Another exhibit considers Operation Ghost Stories, the yearslong F.B.I. investigation that uncovered a network of Russian sleeper agents in the United States. Posing as ordinary American citizens, some of the spies raised children who had no idea about their parents’ true identities. In a video interview, an F.B.I. agent who surveilled one family for years reflects on the experience of closely watching the children: “I saw them grow up into beautiful young women,” he says, “and then one day, we arrested mom and dad.”
It’s a fine line, however, between deception and delusion. In a display about the development of camouflage techniques during World War I, there is a book published after the war by Solomon J. Solomon, the man in charge of Britain’s first camouflage division, who oversaw a team of artists and theater painters making disguised observation posts and netting that concealed trenches. The work took a toll on Solomon’s mental health; his outlines in detail his mistaken belief that Germany had built enormous hidden army camps and sophisticated networks of covered roads. When the sites were examined after the war, no evidence of this was found.

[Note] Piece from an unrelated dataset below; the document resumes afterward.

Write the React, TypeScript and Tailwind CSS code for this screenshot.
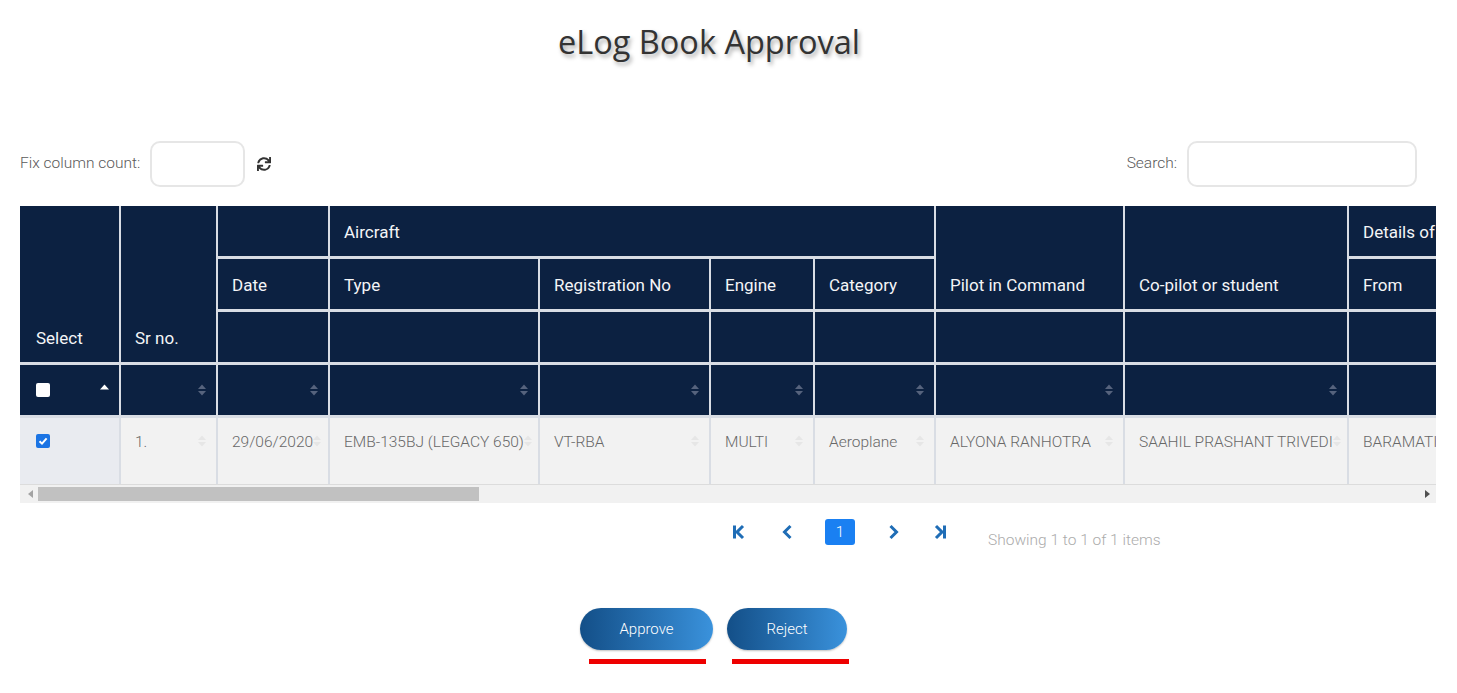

The paranoia was catching. Standing in front of a case containing Philby’s pipe and hip flask, I caught myself scanning the items for clues as to their true purpose. Could the pipe double as a powerful telescope, capable also of emitting clouds of noxious smoke that would stun and befuddle Philby’s enemies? How about if the hip flask was equipped with a sophisticated mechanism that would turn the whisky inside it to poison at a moment of Philby’s choosing? Philby was a heavy smoker, though, and died an alcoholic in Moscow after defecting to the Soviet Union. On closer examination, the hip flask turned out to be only a hip flask. The pipe was just a pipe.
Spies, Lies and Deception
Through April 14, 2024, at the Imperial War Museum, in London; iwm.org.uk.